Black Knight says there would have been fewer delinquencies in September if not for Hurricane Ida which hit Louisiana especially hard. There was an increase of 7,800 past due mortgages in those areas with a FEMA-declared disaster and 11,000 in the state overall.

Serious delinquencies, loans 90 or more days past due but not in foreclosure, dropped by 106,000 in a single month to 1.233 million. This is 1.09 million fewer serious delinquencies than a year earlier. The number of loans in foreclosure also fell. The 135,000 loan foreclosure inventory is 7,000 loans lower than in August and is down 46,000 year-over-year.

The company points out that foreclosure starts fell sharply during the month. The federal foreclosure moratorium put in place in response to the pandemic expired on July 31 and starts spiked in August. However, the 3,900 starts in September was down 45 percent and was 13.3 percent lower year-over-year. It is the third lowest number of starts on record.

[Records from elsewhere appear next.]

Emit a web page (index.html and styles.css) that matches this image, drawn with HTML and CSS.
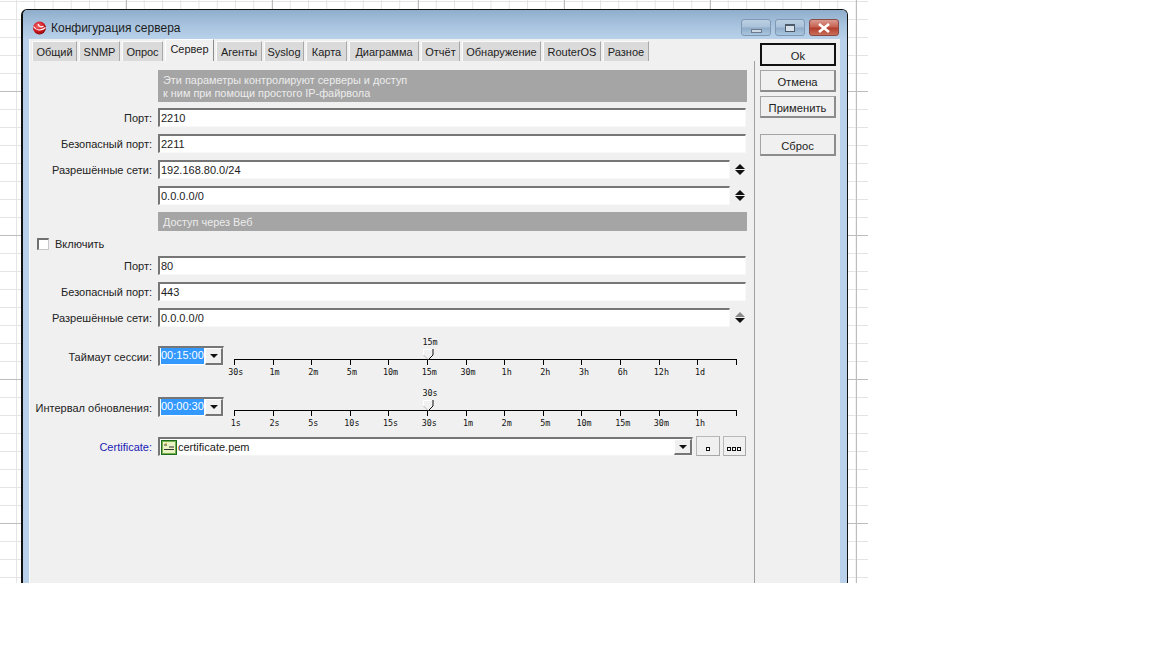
FILE: index.html
```html
<!DOCTYPE html>
<html lang="ru">
<head>
<meta charset="utf-8">
<title>Конфигурация сервера</title>
<link rel="stylesheet" href="styles.css">
</head>
<body>
<div class="sheet">
  <div class="window">
    <header class="titlebar">
      <svg class="app-icon" width="15" height="14" viewBox="0 0 15 14"><defs><radialGradient id="ball" cx="0.4" cy="0.35" r="0.75"><stop offset="0" stop-color="#f46a6a"/><stop offset="0.6" stop-color="#c8141c"/><stop offset="1" stop-color="#6a0a10"/></radialGradient></defs><circle cx="7.5" cy="7" r="6.5" fill="url(#ball)"/><path d="M1.5 5.5 C4 9.5 9 10.5 13.5 6.5 M6 3 C7 6 9.5 6.5 11.5 5" fill="none" stroke="#fff" stroke-width="1.1"/></svg>
      <span class="title">Конфигурация сервера</span>
      <div class="controls">
        <div class="ctl"><span class="glyph-min"></span></div>
        <div class="ctl"><span class="glyph-max"></span></div>
        <div class="ctl ctl-close"><svg width="16" height="10" viewBox="0 0 16 10"><path d="M3 1 L13 9 M13 1 L3 9" stroke="#fff" stroke-width="2.6"/></svg></div>
      </div>
    </header>
    <div class="client">
      <div class="main">
        <nav class="tabs">
          <div class="tab">Общий</div>
          <div class="tab">SNMP</div>
          <div class="tab">Опрос</div>
          <div class="tab tab-active">Сервер</div>
          <div class="tab">Агенты</div>
          <div class="tab">Syslog</div>
          <div class="tab">Карта</div>
          <div class="tab">Диаграмма</div>
          <div class="tab">Отчёт</div>
          <div class="tab">Обнаружение</div>
          <div class="tab">RouterOS</div>
          <div class="tab">Разное</div>
        </nav>
        <section class="panel">
          <div class="form">
            <div class="band band-tall">Эти параметры контролируют серверы и доступ<br>к ним при помощи простого IP-файрвола</div>
            <div class="row"><label class="lbl">Порт:</label><div class="field">2210</div></div>
            <div class="row"><label class="lbl">Безопасный порт:</label><div class="field">2211</div></div>
            <div class="row"><label class="lbl">Разрешённые сети:</label><div class="spin-field"><div class="field">192.168.80.0/24</div><svg class="spin" width="10" height="11" viewBox="0 0 10 11"><path d="M5 0 L10 5 H0 Z" fill="#111"/><path d="M0 6 H10 L5 11 Z" fill="#111"/></svg></div></div>
            <div class="row"><span class="lbl"></span><div class="spin-field"><div class="field">0.0.0.0/0</div><svg class="spin" width="10" height="11" viewBox="0 0 10 11"><path d="M5 0 L10 5 H0 Z" fill="#111"/><path d="M0 6 H10 L5 11 Z" fill="#111"/></svg></div></div>
            <div class="row"><span class="lbl"></span><div class="band">Доступ через Веб</div></div>
            <div class="check-row"><span class="check"></span><span>Включить</span></div>
            <div class="row"><label class="lbl">Порт:</label><div class="field">80</div></div>
            <div class="row"><label class="lbl">Безопасный порт:</label><div class="field">443</div></div>
            <div class="row"><label class="lbl">Разрешённые сети:</label><div class="spin-field"><div class="field">0.0.0.0/0</div><svg class="spin" width="10" height="11" viewBox="0 0 10 11"><path d="M5 0 L10 5 H0 Z" fill="#8a8a8a"/><path d="M0 6 H10 L5 11 Z" fill="#111"/></svg></div></div>

            <div class="slider-row">
              <label class="lbl">Таймаут сессии:</label>
              <div class="time-box"><span class="time-value"><span class="selected">00:15:00</span></span><span class="arrow-btn"><i class="arrow"></i></span></div>
              <div class="ruler">
                <div class="ruler-value ruler-value-a">15m</div>
                <svg class="thumb" width="11" height="11" viewBox="0 0 11 11"><path d="M.5 6 V.5 H9" fill="none" stroke="#fff"/><path d="M.5 6 L5 10.5" fill="none" stroke="#bbb"/><path d="M10 0 V6 L5.5 10.5" fill="none" stroke="#111"/></svg>
                <div class="ticks"><i></i><i></i><i></i><i></i><i></i><i></i><i></i><i></i><i></i><i></i><i></i><i></i><i></i></div>
                <div class="tick-labels"><span>30s</span><span>1m</span><span>2m</span><span>5m</span><span>10m</span><span>15m</span><span>30m</span><span>1h</span><span>2h</span><span>3h</span><span>6h</span><span>12h</span><span>1d</span></div>
              </div>
            </div>

            <div class="slider-row">
              <label class="lbl">Интервал обновления:</label>
              <div class="time-box"><span class="time-value"><span class="selected">00:00:30</span></span><span class="arrow-btn"><i class="arrow"></i></span></div>
              <div class="ruler">
                <div class="ruler-value ruler-value-a">30s</div>
                <svg class="thumb" width="11" height="11" viewBox="0 0 11 11"><path d="M.5 6 V.5 H9" fill="none" stroke="#fff"/><path d="M.5 6 L5 10.5" fill="none" stroke="#bbb"/><path d="M10 0 V6 L5.5 10.5" fill="none" stroke="#111"/></svg>
                <div class="ticks"><i></i><i></i><i></i><i></i><i></i><i></i><i></i><i></i><i></i><i></i><i></i><i></i><i></i></div>
                <div class="tick-labels"><span>1s</span><span>2s</span><span>5s</span><span>10s</span><span>15s</span><span>30s</span><span>1m</span><span>2m</span><span>5m</span><span>10m</span><span>15m</span><span>30m</span><span>1h</span></div>
              </div>
            </div>

            <div class="row row-cert">
              <label class="lbl lbl-link">Certificate:</label>
              <div class="cert-line">
                <div class="combo">
                  <svg class="cert-icon" width="16" height="15" viewBox="0 0 16 15"><rect x=".5" y=".5" width="15" height="14" fill="#e9f3c4" stroke="#1d6b1d"/><rect x="1.5" y="1.5" width="13" height="12" fill="none" stroke="#79b050"/><path d="M3 5 H6 M8 7 H13 M3 9.5 H13" stroke="#333" stroke-width="1"/><path d="M5 2.5 l1 2 l-2 -1 h2 l-2 1 z" fill="#c9a21a"/></svg>
                  <span class="combo-text">certificate.pem</span>
                  <span class="arrow-btn"><i class="arrow"></i></span>
                </div>
                <div class="mini-btn"><i class="dot"></i></div>
                <div class="mini-btn"><i class="dot"></i><i class="dot"></i><i class="dot"></i></div>
              </div>
            </div>
          </div>
        </section>
      </div>
      <aside class="side">
        <button class="btn btn-default">Ok</button>
        <button class="btn">Отмена</button>
        <button class="btn">Применить</button>
        <button class="btn btn-reset">Сброс</button>
      </aside>
    </div>
  </div>
</div>
</body>
</html>
```

FILE: styles.css
```css
* { box-sizing: border-box; }
html, body { margin: 0; padding: 0; background: #fff; }
body {
  width: 1152px;
  height: 648px;
  overflow: hidden;
  font-family: "Liberation Sans", Arial, sans-serif;
  font-size: 11px;
  color: #222;
}
.sheet {
  width: 868px;
  height: 583px;
  padding: 9px 20px 0 21px;
  overflow: hidden;
  background-color: #fff;
  background-image:
    linear-gradient(to right, #bdbdbd 1px, transparent 1px),
    linear-gradient(to bottom, #bdbdbd 1px, transparent 1px),
    linear-gradient(to right, #e4e4e4 1px, transparent 1px),
    linear-gradient(to bottom, #e4e4e4 1px, transparent 1px);
  background-size: 146px 100%, 100% 144px, 18.25px 100%, 100% 18px;
  background-position: 126px 0, 0 91px, 16px 0, 0 1px;
}
.window {
  width: 827px;
  height: 580px;
  display: flex;
  flex-direction: column;
  border: 1px solid #111;
  border-left-width: 2px;
  border-bottom: 0;
  border-radius: 6px 6px 0 0;
  background: #b9d1ea;
}
.titlebar {
  flex: none;
  height: 29px;
  display: flex;
  align-items: center;
  padding: 6px 8px 0 9px;
  border-radius: 5px 5px 0 0;
  background: linear-gradient(to bottom, #8fadcc 0%, #a9c4df 55%, #b9d1ea 100%);
}
.app-icon { flex: none; }
.title { margin-left: 4px; font-size: 12px; color: #1c1c1c; }
.controls { margin-left: auto; display: flex; gap: 4px; }
.ctl {
  width: 30px;
  height: 17px;
  display: flex;
  align-items: center;
  justify-content: center;
  border: 1px solid #7f98b3;
  border-radius: 3px;
  background: linear-gradient(to bottom, #bccfe2 0%, #aac2da 48%, #8fabc8 52%, #a9c6e0 100%);
}
.ctl-close {
  border-color: #8a4a44;
  background: linear-gradient(to bottom, #d99a90 0%, #c8604f 48%, #b23a2a 52%, #c9705c 100%);
}
.glyph-min {
  width: 11px;
  height: 4px;
  margin-top: 7px;
  border: 1px solid #6c7c8e;
  background: #ccd8e4;
}
.glyph-max {
  width: 10px;
  height: 8px;
  border: 1px solid #4c5a6a;
  border-top-width: 2px;
  background: #d8e2ec;
}
.client {
  flex: 1;
  min-height: 0;
  display: flex;
  margin: 0 0 0 6px;
  width: 811px;
  background: #f0f0f0;
  border-left: 1px solid #f8fbff;
}
.main { flex: none; width: 725px; display: flex; flex-direction: column; }
.tabs {
  flex: none;
  height: 22px;
  padding: 2px 0 0 2px;
  display: grid;
  grid-template-columns: 45px 41px 41px 49px 46px 40px 41px 70px 39px 79px 58px 46px;
  column-gap: 2px;
  justify-content: start;
}
.tab {
  height: 20px;
  display: flex;
  align-items: center;
  justify-content: center;
  background: #dadada;
  border-top: 1px solid #fafafa;
  border-left: 1px solid #fafafa;
  border-right: 1px solid #a8a8a8;
  font-size: 11px;
  color: #222;
}
.tab-active {
  height: 22px;
  margin-top: -2px;
  padding-bottom: 3px;
  background: #f0f0f0;
  border-top-color: #fff;
  border-left-color: #fff;
  border-right-color: #8c8c8c;
}
.panel {
  flex: 1;
  min-height: 0;
  padding: 9px 7px 0 0;
  border-right: 1px solid #a0a0a0;
}
.form { display: flex; flex-direction: column; gap: 7px; }
.band {
  height: 19px;
  display: flex;
  align-items: center;
  padding-left: 5px;
  width: 589px;
  background: #a5a5a5;
  color: #ececec;
  font-size: 10.9px;
}
.band-tall {
  display: block;
  width: 589px;
  height: 32px;
  margin-left: 128px;
  margin-bottom: -1px;
  padding: 4px 0 0 5px;
  line-height: 13px;
}
.row { height: 19px; display: flex; }
.lbl {
  flex: none;
  width: 122px;
  margin-right: 6px;
  height: 19px;
  padding-top: 1px;
  line-height: 19px;
  text-align: right;
  white-space: nowrap;
  color: #222;
}
.lbl-link { color: #1c1cb4; }
.field {
  flex: none;
  width: 588px;
  height: 19px;
  padding: 0 0 0 1px;
  line-height: 16px;
  background: #fff;
  border-style: solid;
  border-width: 2px 1px 1px 2px;
  border-color: #767676 #f8f8f8 #f8f8f8 #767676;
  font-size: 11px;
  color: #222;
}
.spin-field { width: 589px; display: flex; align-items: center; }
.spin-field .field { flex: none; width: 572px; }
.spin { flex: none; margin-left: 5px; }
.check-row {
  height: 11px;
  display: flex;
  align-items: center;
  padding-left: 7px;
  gap: 6px;
}
.check {
  flex: none;
  width: 12px;
  height: 12px;
  margin-top: 1px;
  background: #fff;
  border-style: solid;
  border-width: 2px 1px 1px 2px;
  border-color: #707070 #c8c8c8 #c8c8c8 #707070;
}
.slider-row { height: 42px; margin-top: 2px; display: flex; align-items: flex-start; }
.slider-row .lbl { margin-top: 11px; }
.time-box {
  flex: none;
  width: 66px;
  height: 20px;
  margin-top: 10px;
  display: flex;
  background: #fff;
  border-style: solid;
  border-width: 2px 1px 1px 2px;
  border-color: #767676 #f4f4f4 #f4f4f4 #767676;
}
.time-value { flex: 1; padding: 0 0 0 1px; font-size: 11px; line-height: 15px; }
.selected { display: inline-block; background: #3399ff; color: #fff; padding: 0; height: 16px; }
.arrow-btn {
  flex: none;
  width: 18px;
  height: 100%;
  display: flex;
  align-items: center;
  justify-content: center;
  background: #f0f0f0;
  border-style: solid;
  border-width: 1px 2px 2px 1px;
  border-color: #fff #767676 #767676 #fff;
}
.arrow { width: 0; height: 0; border-left: 4px solid transparent; border-right: 4px solid transparent; border-top: 4px solid #111; }
.ruler {
  position: relative;
  flex: none;
  width: 503px;
  height: 42px;
  margin-left: 10px;
  padding-top: 23px;
  font-family: "DejaVu Sans Mono", monospace;
  font-size: 8.4px;
  color: #111;
}
.ruler-value { position: absolute; top: 1px; width: 30px; text-align: center; }
.ruler-value-a { left: 181px; }
.thumb { position: absolute; top: 13px; left: 189px; }
.ticks {
  height: 6px;
  display: flex;
  border-top: 1px solid #000;
  border-right: 1px solid #000;
}
.ticks i { flex: 1; border-left: 1px solid #000; }
.tick-labels {
  display: flex;
  width: 503px;
  margin-left: -17.5px;
  margin-top: 2px;
  line-height: 10px;
}
.tick-labels span { flex: 0 0 38.69px; text-align: center; }
.row-cert { height: 20px; }
.row-cert .lbl { margin-top: 1px; }
.cert-line { display: flex; width: 588px; gap: 3px; }
.combo {
  flex: none;
  width: 535px;
  height: 19px;
  margin-top: 1px;
  display: flex;
  align-items: center;
  background: #fff;
  border-style: solid;
  border-width: 2px 1px 1px 2px;
  border-color: #767676 #f4f4f4 #f4f4f4 #767676;
  padding-left: 1px;
}
.cert-icon { flex: none; }
.combo-text { flex: 1; margin-left: 1px; font-size: 11px; color: #222; }
.mini-btn {
  flex: 1;
  height: 20px;
  display: flex;
  align-items: flex-end;
  justify-content: center;
  gap: 1px;
  padding-bottom: 4px;
  background: #f0f0f0;
  border: 1px solid #a8a8a8;
  border-top-color: #b8b8b8;
  border-left-color: #b8b8b8;
}
.dot { width: 4px; height: 4px; border: 1px solid #111; background: #fff; }
.side {
  flex: 1;
  display: flex;
  flex-direction: column;
  gap: 4px;
  padding: 4px 4px 0 5px;
}
.btn {
  width: 76px;
  height: 22px;
  padding: 2px 0 0;
  font: inherit;
  font-size: 11.2px;
  color: #222;
  background: #f0f0f0;
  border-style: solid;
  border-width: 1px 2px 2px 1px;
  border-color: #a4a4a4 #8c8c8c #8c8c8c #a4a4a4;
  border-radius: 0;
}
.btn-default { height: 23px; border: 2px solid #111; }
.btn-reset { margin-top: 12px; }
```
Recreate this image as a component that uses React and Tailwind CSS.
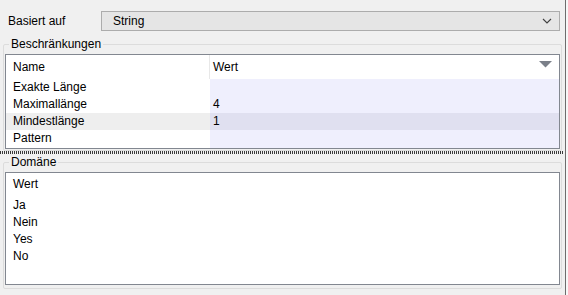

Louisiana posted the highest rate of non-current mortgages during the month at 8.98 percent. Mississippi followed at 7.65 percent followed by West Virginia, Oklahoma, and Alabama, all with rates between 5.5 and 5.8 percent.

Black Knight also reports that there was a typical mid-month lull in the ongoing decline of loans in forbearance. The number of active plans fell by 7,300 during the week ended October 19, just a 0.6 percent reduction in the total.

The number of FHA and VA loans declined by 10,500 and a net of 2,800 GSE (Fannie Mae and Freddie Mac) loans exited from the program. The number of portfolio and private label securities increased by 6,000. As of October 19, 1.24 million borrowers remain in plans, representing 2.3 percent of all active mortgages, including 1.3 percent of GSE, 3.9 percent of FHA/VA and 3.0 percent of portfolio held and privately securitized loans.

The company notes that nearly 400,000 mortgage holders exited forbearance plans in just the first two weeks of October and, of the 1.2 million homeowners who are 90 or more days past due many are still in active plans. It will be essential to track foreclosure metrics closely in the coming months.